Material to process:
________________________
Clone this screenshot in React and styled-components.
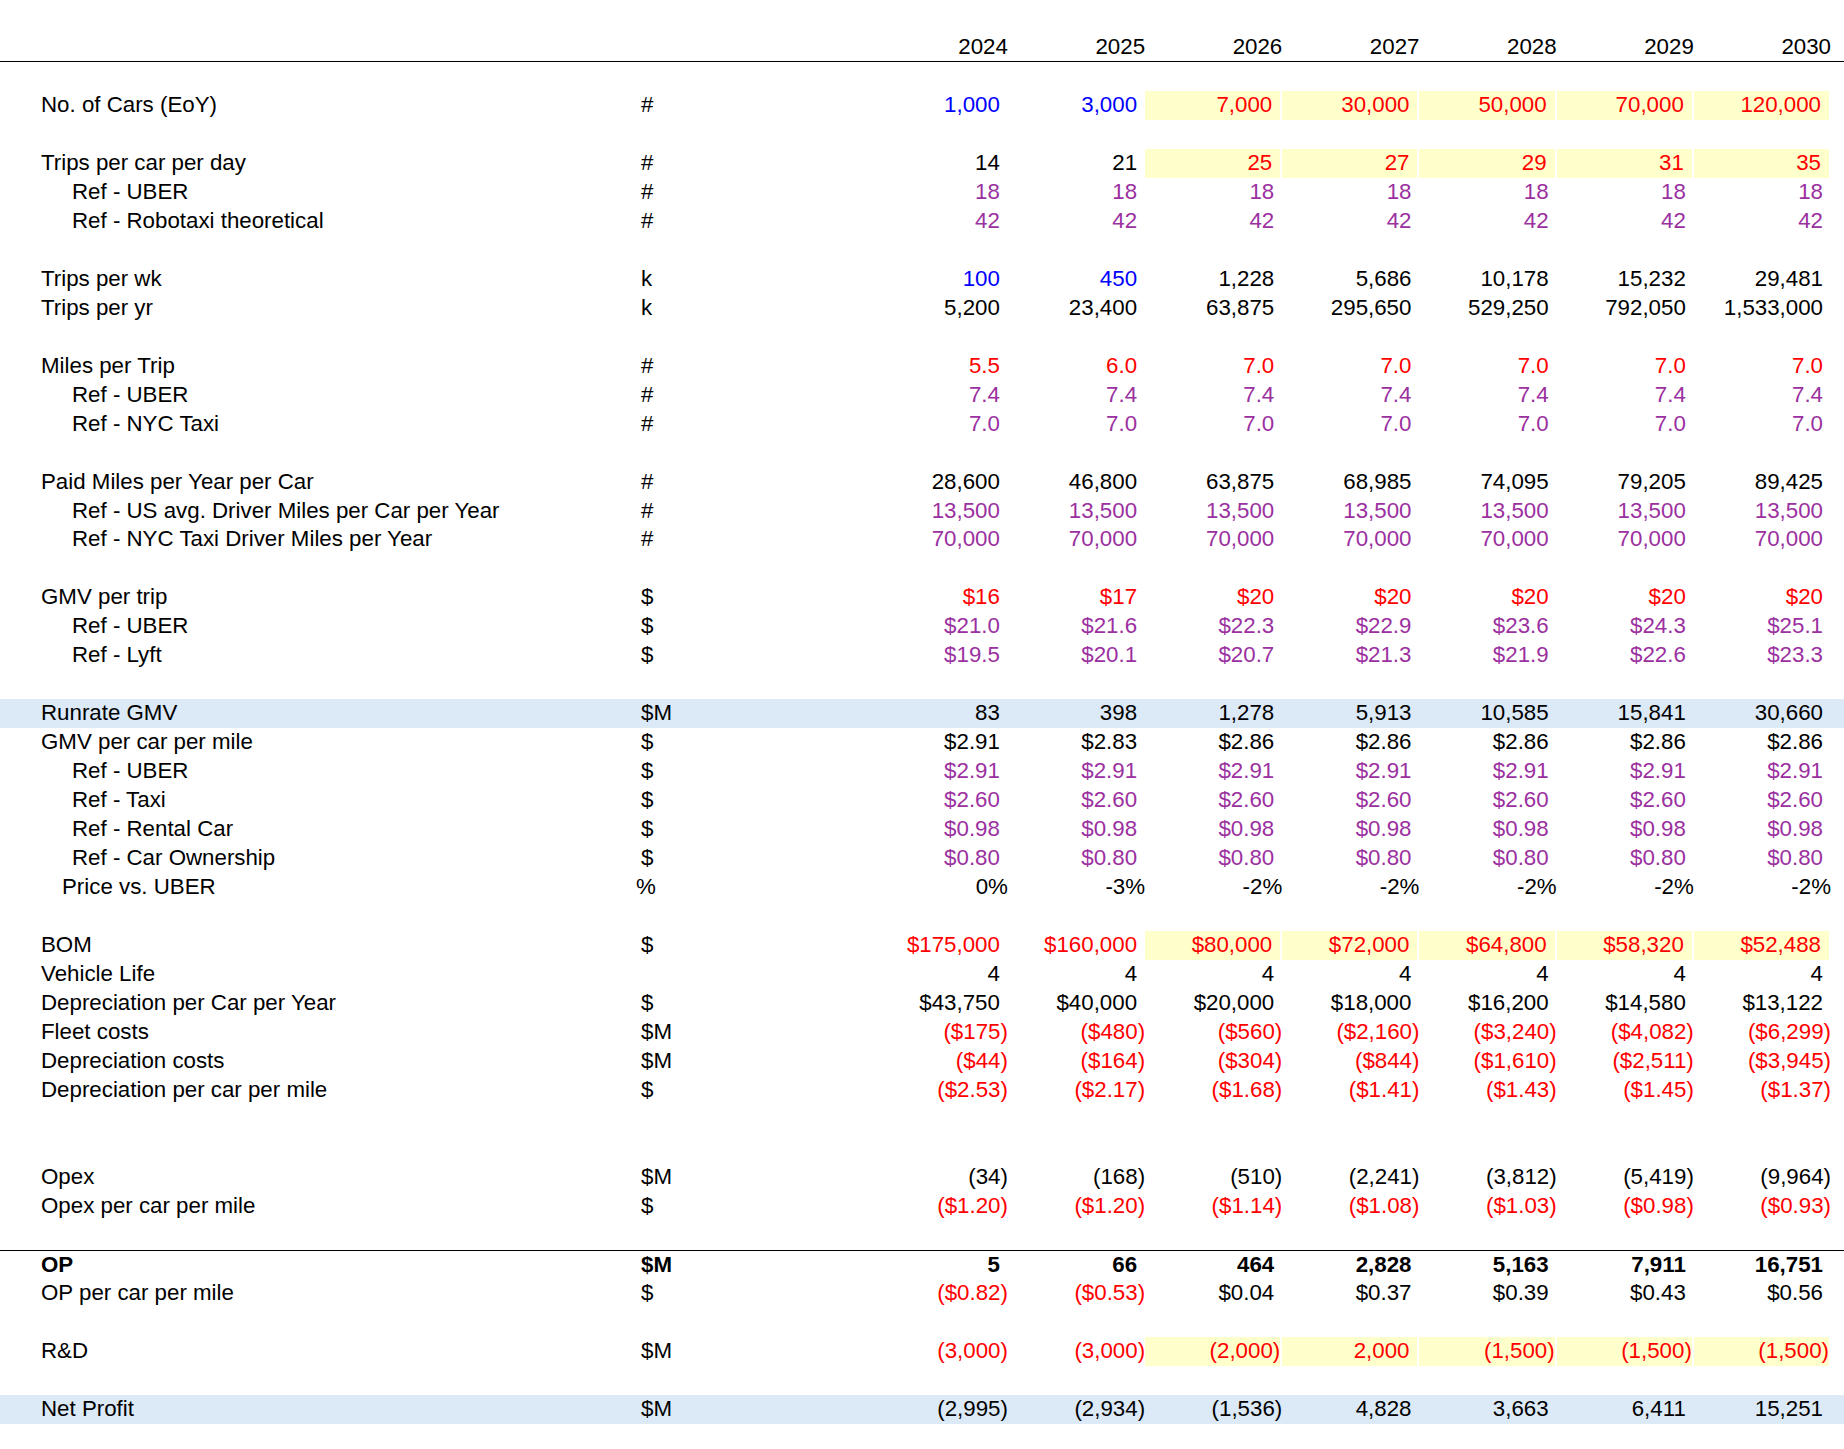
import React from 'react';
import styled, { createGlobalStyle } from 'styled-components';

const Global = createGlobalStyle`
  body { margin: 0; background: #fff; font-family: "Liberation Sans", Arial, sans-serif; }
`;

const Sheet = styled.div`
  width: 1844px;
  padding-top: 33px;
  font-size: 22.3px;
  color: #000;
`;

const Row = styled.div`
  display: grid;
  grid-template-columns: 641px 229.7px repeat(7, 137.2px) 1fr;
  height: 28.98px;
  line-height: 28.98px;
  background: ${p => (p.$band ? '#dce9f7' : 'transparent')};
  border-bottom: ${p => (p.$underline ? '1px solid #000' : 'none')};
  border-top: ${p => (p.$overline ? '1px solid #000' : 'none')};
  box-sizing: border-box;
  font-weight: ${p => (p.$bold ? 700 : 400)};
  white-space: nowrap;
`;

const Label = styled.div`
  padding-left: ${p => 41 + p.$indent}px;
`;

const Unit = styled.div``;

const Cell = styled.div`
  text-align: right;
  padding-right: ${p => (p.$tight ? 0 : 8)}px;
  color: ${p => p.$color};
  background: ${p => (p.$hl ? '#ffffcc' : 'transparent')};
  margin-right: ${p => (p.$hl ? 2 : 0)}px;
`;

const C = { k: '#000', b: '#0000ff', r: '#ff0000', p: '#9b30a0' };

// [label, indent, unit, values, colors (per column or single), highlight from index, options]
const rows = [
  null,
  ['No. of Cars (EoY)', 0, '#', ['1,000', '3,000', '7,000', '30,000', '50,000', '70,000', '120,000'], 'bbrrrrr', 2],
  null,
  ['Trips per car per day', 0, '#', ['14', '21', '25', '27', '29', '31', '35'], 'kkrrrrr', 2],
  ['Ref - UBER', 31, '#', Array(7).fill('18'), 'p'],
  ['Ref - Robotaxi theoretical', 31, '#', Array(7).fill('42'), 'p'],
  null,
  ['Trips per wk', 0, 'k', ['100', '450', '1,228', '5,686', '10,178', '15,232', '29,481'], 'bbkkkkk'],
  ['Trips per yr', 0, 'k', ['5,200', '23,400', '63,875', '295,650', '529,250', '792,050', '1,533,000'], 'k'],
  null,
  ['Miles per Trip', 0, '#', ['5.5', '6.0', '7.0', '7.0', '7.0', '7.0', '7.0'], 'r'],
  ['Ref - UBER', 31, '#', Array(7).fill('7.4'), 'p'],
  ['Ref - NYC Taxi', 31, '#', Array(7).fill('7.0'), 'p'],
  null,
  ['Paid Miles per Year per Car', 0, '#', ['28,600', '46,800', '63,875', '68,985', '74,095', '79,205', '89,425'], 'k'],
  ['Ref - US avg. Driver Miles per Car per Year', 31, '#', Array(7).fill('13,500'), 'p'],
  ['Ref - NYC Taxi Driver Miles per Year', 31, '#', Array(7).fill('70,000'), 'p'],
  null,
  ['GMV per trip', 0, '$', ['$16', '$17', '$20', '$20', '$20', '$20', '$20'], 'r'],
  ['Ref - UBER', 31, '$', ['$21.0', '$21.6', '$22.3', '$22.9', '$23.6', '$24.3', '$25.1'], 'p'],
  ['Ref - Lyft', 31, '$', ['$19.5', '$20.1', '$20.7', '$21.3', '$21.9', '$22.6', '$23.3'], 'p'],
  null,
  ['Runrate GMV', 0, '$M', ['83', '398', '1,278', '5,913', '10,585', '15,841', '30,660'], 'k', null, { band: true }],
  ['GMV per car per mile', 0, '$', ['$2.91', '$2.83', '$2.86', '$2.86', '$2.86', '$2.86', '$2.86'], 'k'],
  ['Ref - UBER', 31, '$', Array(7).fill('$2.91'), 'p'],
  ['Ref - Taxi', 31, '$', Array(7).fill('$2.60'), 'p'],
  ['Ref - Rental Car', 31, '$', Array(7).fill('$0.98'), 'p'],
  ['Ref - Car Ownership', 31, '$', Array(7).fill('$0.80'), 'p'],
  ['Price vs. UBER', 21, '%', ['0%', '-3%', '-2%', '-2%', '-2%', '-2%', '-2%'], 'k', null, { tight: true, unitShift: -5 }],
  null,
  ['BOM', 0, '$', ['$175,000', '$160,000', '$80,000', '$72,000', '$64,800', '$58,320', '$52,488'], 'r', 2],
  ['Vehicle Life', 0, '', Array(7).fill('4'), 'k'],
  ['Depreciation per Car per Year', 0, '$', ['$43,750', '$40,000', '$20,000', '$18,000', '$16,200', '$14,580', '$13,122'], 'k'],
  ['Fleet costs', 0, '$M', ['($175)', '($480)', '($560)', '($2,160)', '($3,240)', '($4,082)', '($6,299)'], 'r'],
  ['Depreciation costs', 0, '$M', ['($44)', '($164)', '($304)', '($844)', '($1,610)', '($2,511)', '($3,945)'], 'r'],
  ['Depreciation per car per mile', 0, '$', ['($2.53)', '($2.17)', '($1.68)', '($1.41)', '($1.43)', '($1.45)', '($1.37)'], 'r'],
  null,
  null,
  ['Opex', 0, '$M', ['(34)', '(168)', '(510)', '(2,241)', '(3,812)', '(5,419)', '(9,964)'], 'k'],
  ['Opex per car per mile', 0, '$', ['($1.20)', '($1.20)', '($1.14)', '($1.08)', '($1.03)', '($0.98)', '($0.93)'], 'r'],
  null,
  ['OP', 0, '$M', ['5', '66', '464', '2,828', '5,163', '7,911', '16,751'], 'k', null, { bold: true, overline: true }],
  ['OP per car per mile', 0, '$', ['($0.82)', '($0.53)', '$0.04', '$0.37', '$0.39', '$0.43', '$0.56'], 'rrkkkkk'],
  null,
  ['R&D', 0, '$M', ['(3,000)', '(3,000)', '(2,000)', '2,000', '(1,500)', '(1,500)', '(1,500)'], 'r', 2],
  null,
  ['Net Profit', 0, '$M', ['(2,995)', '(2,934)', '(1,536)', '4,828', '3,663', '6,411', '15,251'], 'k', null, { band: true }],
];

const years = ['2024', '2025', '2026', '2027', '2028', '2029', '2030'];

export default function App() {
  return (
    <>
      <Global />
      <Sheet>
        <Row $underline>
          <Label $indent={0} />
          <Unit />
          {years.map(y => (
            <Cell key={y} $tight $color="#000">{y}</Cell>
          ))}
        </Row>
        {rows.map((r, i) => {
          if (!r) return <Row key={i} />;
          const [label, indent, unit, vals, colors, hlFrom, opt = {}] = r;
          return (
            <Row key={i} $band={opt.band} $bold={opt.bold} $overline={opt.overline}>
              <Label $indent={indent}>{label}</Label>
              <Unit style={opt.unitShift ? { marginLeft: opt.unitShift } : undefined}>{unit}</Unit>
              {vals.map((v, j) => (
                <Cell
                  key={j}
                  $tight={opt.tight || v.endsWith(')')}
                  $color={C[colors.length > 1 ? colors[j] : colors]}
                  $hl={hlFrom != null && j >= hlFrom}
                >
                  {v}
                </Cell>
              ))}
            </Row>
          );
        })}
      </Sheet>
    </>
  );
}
________________________
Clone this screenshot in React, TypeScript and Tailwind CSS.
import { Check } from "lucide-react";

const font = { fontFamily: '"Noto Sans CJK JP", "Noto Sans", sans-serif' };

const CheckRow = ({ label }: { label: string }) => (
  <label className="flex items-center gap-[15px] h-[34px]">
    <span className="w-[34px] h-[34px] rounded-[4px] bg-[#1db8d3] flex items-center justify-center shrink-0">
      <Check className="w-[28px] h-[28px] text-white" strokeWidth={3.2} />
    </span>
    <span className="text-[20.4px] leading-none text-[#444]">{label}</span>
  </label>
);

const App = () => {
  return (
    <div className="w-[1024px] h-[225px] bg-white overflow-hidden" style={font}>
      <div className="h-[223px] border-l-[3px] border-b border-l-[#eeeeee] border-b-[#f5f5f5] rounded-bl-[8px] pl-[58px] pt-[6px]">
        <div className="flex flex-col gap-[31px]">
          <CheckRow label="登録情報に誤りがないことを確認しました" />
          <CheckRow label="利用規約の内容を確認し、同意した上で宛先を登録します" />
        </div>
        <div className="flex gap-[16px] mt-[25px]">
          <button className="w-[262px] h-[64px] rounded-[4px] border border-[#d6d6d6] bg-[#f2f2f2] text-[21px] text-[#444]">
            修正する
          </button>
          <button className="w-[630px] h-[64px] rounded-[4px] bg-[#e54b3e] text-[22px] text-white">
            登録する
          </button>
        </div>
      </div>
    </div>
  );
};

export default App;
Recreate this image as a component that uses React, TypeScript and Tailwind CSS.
________________________
Task requirements: From the entries above, pull out each line that includes "Clone".

Task result:
Clone this screenshot in React and styled-components.
Clone this screenshot in React, TypeScript and Tailwind CSS.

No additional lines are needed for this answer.